◆ Written instruction ◆
Pictures in the data below are not part of the copy; transcribe everything else exactly.

◆ Supplied records ◆
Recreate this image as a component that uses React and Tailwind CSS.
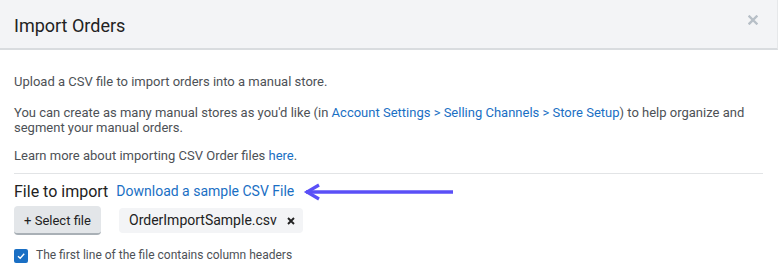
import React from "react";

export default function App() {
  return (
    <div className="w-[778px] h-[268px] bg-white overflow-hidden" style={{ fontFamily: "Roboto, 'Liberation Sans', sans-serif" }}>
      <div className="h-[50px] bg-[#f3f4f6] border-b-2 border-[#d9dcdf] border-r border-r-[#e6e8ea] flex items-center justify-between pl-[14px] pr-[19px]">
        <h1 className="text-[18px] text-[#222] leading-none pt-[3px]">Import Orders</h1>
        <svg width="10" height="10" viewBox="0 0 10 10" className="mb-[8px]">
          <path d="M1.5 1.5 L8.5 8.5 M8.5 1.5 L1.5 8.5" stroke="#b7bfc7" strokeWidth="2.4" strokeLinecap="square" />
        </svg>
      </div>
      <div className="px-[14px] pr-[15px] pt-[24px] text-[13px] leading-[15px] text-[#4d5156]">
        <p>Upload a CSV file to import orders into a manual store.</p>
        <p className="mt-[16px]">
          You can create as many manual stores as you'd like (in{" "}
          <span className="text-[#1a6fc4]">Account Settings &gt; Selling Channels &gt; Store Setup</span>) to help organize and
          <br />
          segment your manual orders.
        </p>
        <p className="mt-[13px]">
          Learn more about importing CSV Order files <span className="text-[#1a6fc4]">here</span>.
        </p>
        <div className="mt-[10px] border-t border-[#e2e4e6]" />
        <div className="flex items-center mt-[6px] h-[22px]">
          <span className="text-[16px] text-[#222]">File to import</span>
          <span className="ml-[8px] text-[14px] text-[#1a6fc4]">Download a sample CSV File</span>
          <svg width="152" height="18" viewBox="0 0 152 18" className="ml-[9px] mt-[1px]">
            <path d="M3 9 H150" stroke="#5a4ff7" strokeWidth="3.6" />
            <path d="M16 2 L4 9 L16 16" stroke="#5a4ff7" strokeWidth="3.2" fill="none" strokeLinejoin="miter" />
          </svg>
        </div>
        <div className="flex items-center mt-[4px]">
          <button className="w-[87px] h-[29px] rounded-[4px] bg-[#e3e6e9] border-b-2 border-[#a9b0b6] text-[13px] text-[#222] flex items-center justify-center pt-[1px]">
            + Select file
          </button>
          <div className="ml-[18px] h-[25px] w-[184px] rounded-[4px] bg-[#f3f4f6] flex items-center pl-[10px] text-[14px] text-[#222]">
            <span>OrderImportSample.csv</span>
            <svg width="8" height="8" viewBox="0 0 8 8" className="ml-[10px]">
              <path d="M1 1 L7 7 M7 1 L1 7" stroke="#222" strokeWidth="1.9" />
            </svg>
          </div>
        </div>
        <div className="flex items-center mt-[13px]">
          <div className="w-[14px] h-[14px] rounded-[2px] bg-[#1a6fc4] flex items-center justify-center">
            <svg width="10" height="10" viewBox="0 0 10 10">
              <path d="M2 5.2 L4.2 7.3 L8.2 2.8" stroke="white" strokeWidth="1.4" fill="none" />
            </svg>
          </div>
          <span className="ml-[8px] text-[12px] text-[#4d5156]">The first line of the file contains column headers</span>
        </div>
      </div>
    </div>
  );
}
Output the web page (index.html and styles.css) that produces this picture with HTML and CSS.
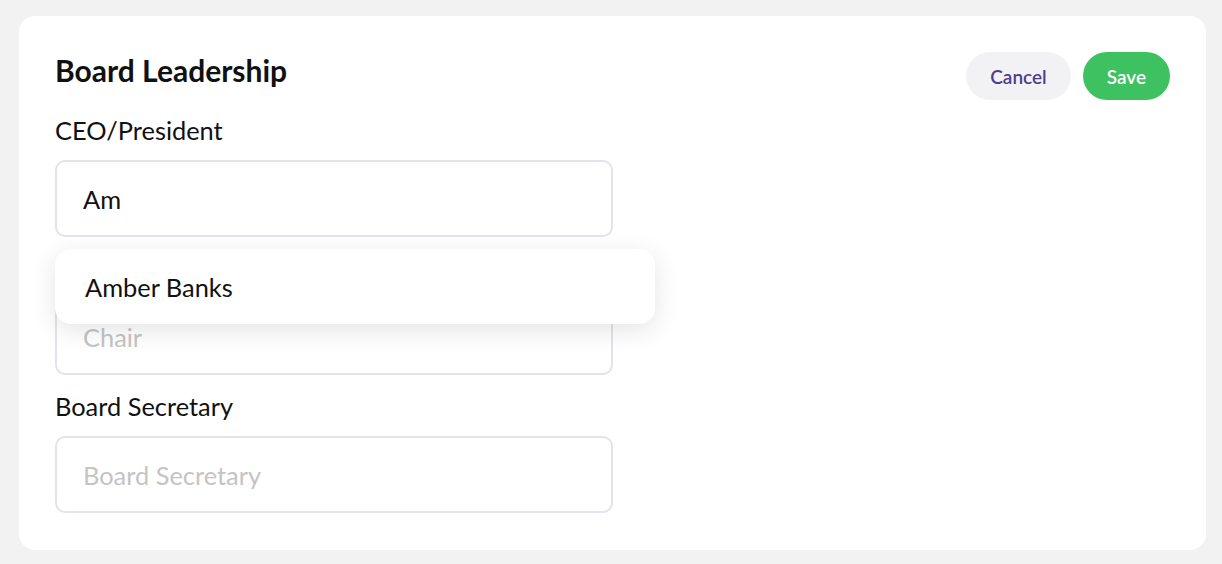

◆ The output ◆
Recreate this image as a component that uses React and Tailwind CSS.
import React from "react";

export default function App() {
  return (
    <div className="w-[778px] h-[268px] bg-white overflow-hidden" style={{ fontFamily: "Roboto, 'Liberation Sans', sans-serif" }}>
      <div className="h-[50px] bg-[#f3f4f6] border-b-2 border-[#d9dcdf] border-r border-r-[#e6e8ea] flex items-center justify-between pl-[14px] pr-[19px]">
        <h1 className="text-[18px] text-[#222] leading-none pt-[3px]">Import Orders</h1>
        <svg width="10" height="10" viewBox="0 0 10 10" className="mb-[8px]">
          <path d="M1.5 1.5 L8.5 8.5 M8.5 1.5 L1.5 8.5" stroke="#b7bfc7" strokeWidth="2.4" strokeLinecap="square" />
        </svg>
      </div>
      <div className="px-[14px] pr-[15px] pt-[24px] text-[13px] leading-[15px] text-[#4d5156]">
        <p>Upload a CSV file to import orders into a manual store.</p>
        <p className="mt-[16px]">
          You can create as many manual stores as you'd like (in{" "}
          <span className="text-[#1a6fc4]">Account Settings &gt; Selling Channels &gt; Store Setup</span>) to help organize and
          <br />
          segment your manual orders.
        </p>
        <p className="mt-[13px]">
          Learn more about importing CSV Order files <span className="text-[#1a6fc4]">here</span>.
        </p>
        <div className="mt-[10px] border-t border-[#e2e4e6]" />
        <div className="flex items-center mt-[6px] h-[22px]">
          <span className="text-[16px] text-[#222]">File to import</span>
          <span className="ml-[8px] text-[14px] text-[#1a6fc4]">Download a sample CSV File</span>
          <svg width="152" height="18" viewBox="0 0 152 18" className="ml-[9px] mt-[1px]">
            <path d="M3 9 H150" stroke="#5a4ff7" strokeWidth="3.6" />
            <path d="M16 2 L4 9 L16 16" stroke="#5a4ff7" strokeWidth="3.2" fill="none" strokeLinejoin="miter" />
          </svg>
        </div>
        <div className="flex items-center mt-[4px]">
          <button className="w-[87px] h-[29px] rounded-[4px] bg-[#e3e6e9] border-b-2 border-[#a9b0b6] text-[13px] text-[#222] flex items-center justify-center pt-[1px]">
            + Select file
          </button>
          <div className="ml-[18px] h-[25px] w-[184px] rounded-[4px] bg-[#f3f4f6] flex items-center pl-[10px] text-[14px] text-[#222]">
            <span>OrderImportSample.csv</span>
            <svg width="8" height="8" viewBox="0 0 8 8" className="ml-[10px]">
              <path d="M1 1 L7 7 M7 1 L1 7" stroke="#222" strokeWidth="1.9" />
            </svg>
          </div>
        </div>
        <div className="flex items-center mt-[13px]">
          <div className="w-[14px] h-[14px] rounded-[2px] bg-[#1a6fc4] flex items-center justify-center">
            <svg width="10" height="10" viewBox="0 0 10 10">
              <path d="M2 5.2 L4.2 7.3 L8.2 2.8" stroke="white" strokeWidth="1.4" fill="none" />
            </svg>
          </div>
          <span className="ml-[8px] text-[12px] text-[#4d5156]">The first line of the file contains column headers</span>
        </div>
      </div>
    </div>
  );
}
Output the web page (index.html and styles.css) that produces this picture with HTML and CSS.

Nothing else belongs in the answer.